GIVEN PROBLEM. Transcribe the material word for word, but without the images.

SUPPLIED MATERIAL.
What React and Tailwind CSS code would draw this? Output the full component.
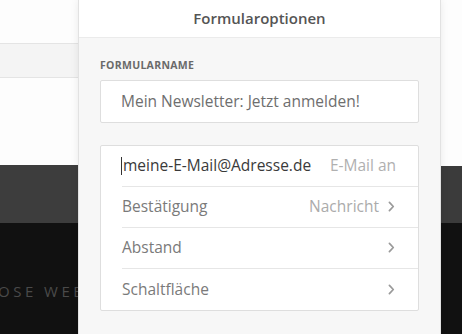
import React from 'react';

const ChevronRight = () => (
  <svg width="7" height="11" viewBox="0 0 7 11" className="shrink-0">
    <path d="M1.4 1.4 L5.3 5.5 L1.4 9.6" fill="none" stroke="#9a9a9a" strokeWidth="1.7" strokeLinecap="round" strokeLinejoin="round" />
  </svg>
);

const OptionRow = ({ label, value, chevron, last }) => (
  <div className="flex h-[41px] items-center pl-[21px]">
    <div className={`flex h-full flex-1 items-center justify-between pr-[23px] ${last ? '' : 'border-b border-[#e6e6e6]'}`}>
      <span className="text-[15.5px] text-[#7a7a7a]">{label}</span>
      <span className="flex items-center gap-[9px] text-[15.5px] text-[#ababab]">
        {value}
        {chevron && <ChevronRight />}
      </span>
    </div>
  </div>
);

const App = () => {
  return (
    <div className="flex h-[334px] w-[462px] overflow-hidden bg-white" style={{ fontFamily: '"Open Sans", Lato, sans-serif' }}>
      {/* Page behind, left */}
      <div className="flex w-[78px] shrink-0 flex-col overflow-hidden">
        <div className="h-[43px] bg-[#fdfdfd]" />
        <div className="h-[35px] border-y border-[#e4e4e4] bg-[#f4f4f4]" />
        <div className="h-[87px] bg-[#fdfdfd]" />
        <div className="h-[58px] bg-[#3d3d3d]" />
        <div className="flex flex-1 items-start overflow-hidden bg-[#111111] pt-[57px]">
          <span className="-ml-[2px] whitespace-nowrap text-[15px] tracking-[3.5px] text-[#4a4a4a]">OSE WEB</span>
        </div>
      </div>

      {/* Options panel */}
      <div className="relative z-10 flex w-[363px] shrink-0 flex-col border-x border-[#e2e2e2] bg-[#f7f7f7] shadow-[0_0_8px_rgba(0,0,0,0.08)]">
        <div className="flex h-[38px] items-center justify-center border-b border-[#ebebeb] bg-white">
          <span className="text-[15px] font-semibold text-[#555]">Formularoptionen</span>
        </div>

        <div className="flex flex-col px-[21px] pt-[20px]">
          <span className="text-[10.5px] font-bold uppercase tracking-[0.3px] text-[#6a6a6a]">Formularname</span>
          <div className="mt-[6px] flex h-[43px] items-center rounded-[2px] border border-[#dedede] bg-white px-[20px]">
            <span className="text-[15.5px] text-[#6e6e6e]">Mein Newsletter: Jetzt anmelden!</span>
          </div>

          <div className="mt-[22px] flex flex-col rounded-[2px] border border-[#dedede] bg-white">
            <div className="flex h-[41px] items-center pl-[21px]">
              <div className="flex h-full flex-1 items-center justify-between border-b border-[#e6e6e6] pr-[22px]">
                <span className="flex items-center text-[15.5px] text-[#3a3a3a]">
                  <span className="-ml-[1px] mr-[1px] inline-block h-[18px] w-[1px] bg-[#333]" />
                  meine-E-Mail@Adresse.de
                </span>
                <span className="text-[15.5px] text-[#b0b0b0]">E-Mail an</span>
              </div>
            </div>
            <OptionRow label="Bestätigung" value="Nachricht" chevron />
            <OptionRow label="Abstand" chevron />
            <OptionRow label="Schaltfläche" chevron last />
          </div>
        </div>
      </div>

      {/* Page behind, right */}
      <div className="flex flex-1 flex-col">
        <div className="h-[166px] bg-[#fdfdfd]" />
        <div className="h-[57px] bg-[#3b3b3b]" />
        <div className="flex-1 bg-[#111111]" />
      </div>
    </div>
  );
};

export default App;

CORRECT OUTPUT.
What React and Tailwind CSS code would draw this? Output the full component.
import React from 'react';

const ChevronRight = () => (
  <svg width="7" height="11" viewBox="0 0 7 11" className="shrink-0">
    <path d="M1.4 1.4 L5.3 5.5 L1.4 9.6" fill="none" stroke="#9a9a9a" strokeWidth="1.7" strokeLinecap="round" strokeLinejoin="round" />
  </svg>
);

const OptionRow = ({ label, value, chevron, last }) => (
  <div className="flex h-[41px] items-center pl-[21px]">
    <div className={`flex h-full flex-1 items-center justify-between pr-[23px] ${last ? '' : 'border-b border-[#e6e6e6]'}`}>
      <span className="text-[15.5px] text-[#7a7a7a]">{label}</span>
      <span className="flex items-center gap-[9px] text-[15.5px] text-[#ababab]">
        {value}
        {chevron && <ChevronRight />}
      </span>
    </div>
  </div>
);

const App = () => {
  return (
    <div className="flex h-[334px] w-[462px] overflow-hidden bg-white" style={{ fontFamily: '"Open Sans", Lato, sans-serif' }}>
      {/* Page behind, left */}
      <div className="flex w-[78px] shrink-0 flex-col overflow-hidden">
        <div className="h-[43px] bg-[#fdfdfd]" />
        <div className="h-[35px] border-y border-[#e4e4e4] bg-[#f4f4f4]" />
        <div className="h-[87px] bg-[#fdfdfd]" />
        <div className="h-[58px] bg-[#3d3d3d]" />
        <div className="flex flex-1 items-start overflow-hidden bg-[#111111] pt-[57px]">
          <span className="-ml-[2px] whitespace-nowrap text-[15px] tracking-[3.5px] text-[#4a4a4a]">OSE WEB</span>
        </div>
      </div>

      {/* Options panel */}
      <div className="relative z-10 flex w-[363px] shrink-0 flex-col border-x border-[#e2e2e2] bg-[#f7f7f7] shadow-[0_0_8px_rgba(0,0,0,0.08)]">
        <div className="flex h-[38px] items-center justify-center border-b border-[#ebebeb] bg-white">
          <span className="text-[15px] font-semibold text-[#555]">Formularoptionen</span>
        </div>

        <div className="flex flex-col px-[21px] pt-[20px]">
          <span className="text-[10.5px] font-bold uppercase tracking-[0.3px] text-[#6a6a6a]">Formularname</span>
          <div className="mt-[6px] flex h-[43px] items-center rounded-[2px] border border-[#dedede] bg-white px-[20px]">
            <span className="text-[15.5px] text-[#6e6e6e]">Mein Newsletter: Jetzt anmelden!</span>
          </div>

          <div className="mt-[22px] flex flex-col rounded-[2px] border border-[#dedede] bg-white">
            <div className="flex h-[41px] items-center pl-[21px]">
              <div className="flex h-full flex-1 items-center justify-between border-b border-[#e6e6e6] pr-[22px]">
                <span className="flex items-center text-[15.5px] text-[#3a3a3a]">
                  <span className="-ml-[1px] mr-[1px] inline-block h-[18px] w-[1px] bg-[#333]" />
                  meine-E-Mail@Adresse.de
                </span>
                <span className="text-[15.5px] text-[#b0b0b0]">E-Mail an</span>
              </div>
            </div>
            <OptionRow label="Bestätigung" value="Nachricht" chevron />
            <OptionRow label="Abstand" chevron />
            <OptionRow label="Schaltfläche" chevron last />
          </div>
        </div>
      </div>

      {/* Page behind, right */}
      <div className="flex flex-1 flex-col">
        <div className="h-[166px] bg-[#fdfdfd]" />
        <div className="h-[57px] bg-[#3b3b3b]" />
        <div className="flex-1 bg-[#111111]" />
      </div>
    </div>
  );
};

export default App;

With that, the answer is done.